Problem: Set down the lines that begin at the top of the records and end with the line containing "import React from", and drop every picture.

Records from a dataset
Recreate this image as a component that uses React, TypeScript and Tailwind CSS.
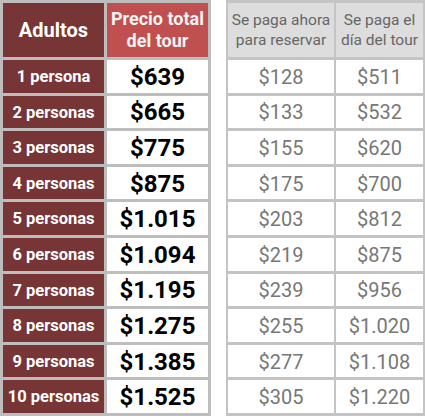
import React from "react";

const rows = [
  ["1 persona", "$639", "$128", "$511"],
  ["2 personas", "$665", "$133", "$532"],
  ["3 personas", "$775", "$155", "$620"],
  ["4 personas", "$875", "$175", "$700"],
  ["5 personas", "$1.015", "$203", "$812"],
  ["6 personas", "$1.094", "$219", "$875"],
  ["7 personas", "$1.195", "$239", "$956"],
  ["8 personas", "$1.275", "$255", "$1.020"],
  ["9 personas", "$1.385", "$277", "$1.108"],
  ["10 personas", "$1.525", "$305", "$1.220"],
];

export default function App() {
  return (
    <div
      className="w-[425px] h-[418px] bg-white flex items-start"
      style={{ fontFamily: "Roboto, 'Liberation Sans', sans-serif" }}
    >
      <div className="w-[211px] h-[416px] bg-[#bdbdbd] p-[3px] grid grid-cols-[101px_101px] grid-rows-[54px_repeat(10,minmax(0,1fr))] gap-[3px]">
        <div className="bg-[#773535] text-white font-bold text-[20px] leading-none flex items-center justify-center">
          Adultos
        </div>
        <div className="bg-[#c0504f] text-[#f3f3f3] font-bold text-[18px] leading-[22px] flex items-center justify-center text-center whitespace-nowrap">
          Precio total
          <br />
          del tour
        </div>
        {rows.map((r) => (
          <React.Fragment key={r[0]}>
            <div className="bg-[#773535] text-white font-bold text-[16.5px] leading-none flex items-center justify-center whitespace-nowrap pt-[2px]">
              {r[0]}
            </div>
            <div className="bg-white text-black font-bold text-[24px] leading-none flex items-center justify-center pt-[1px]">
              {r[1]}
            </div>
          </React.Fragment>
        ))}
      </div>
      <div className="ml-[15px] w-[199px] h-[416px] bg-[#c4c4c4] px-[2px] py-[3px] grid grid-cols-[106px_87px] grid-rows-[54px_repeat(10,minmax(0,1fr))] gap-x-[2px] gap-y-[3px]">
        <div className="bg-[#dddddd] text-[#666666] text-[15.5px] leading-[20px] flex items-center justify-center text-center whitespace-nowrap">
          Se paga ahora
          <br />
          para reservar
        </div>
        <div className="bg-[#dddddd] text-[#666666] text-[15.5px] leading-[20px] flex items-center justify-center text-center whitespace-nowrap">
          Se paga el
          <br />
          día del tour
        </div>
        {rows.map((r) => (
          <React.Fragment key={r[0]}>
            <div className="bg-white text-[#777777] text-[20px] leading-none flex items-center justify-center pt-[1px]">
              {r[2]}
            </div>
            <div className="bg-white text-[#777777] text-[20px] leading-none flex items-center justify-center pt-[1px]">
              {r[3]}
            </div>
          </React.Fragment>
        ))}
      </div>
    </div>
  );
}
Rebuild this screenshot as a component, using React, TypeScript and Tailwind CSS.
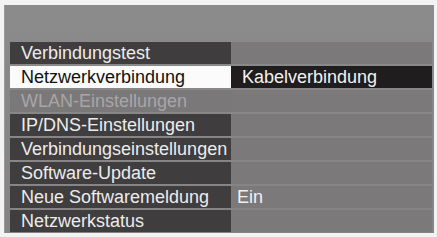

The solution:
Recreate this image as a component that uses React, TypeScript and Tailwind CSS.
import React from "react";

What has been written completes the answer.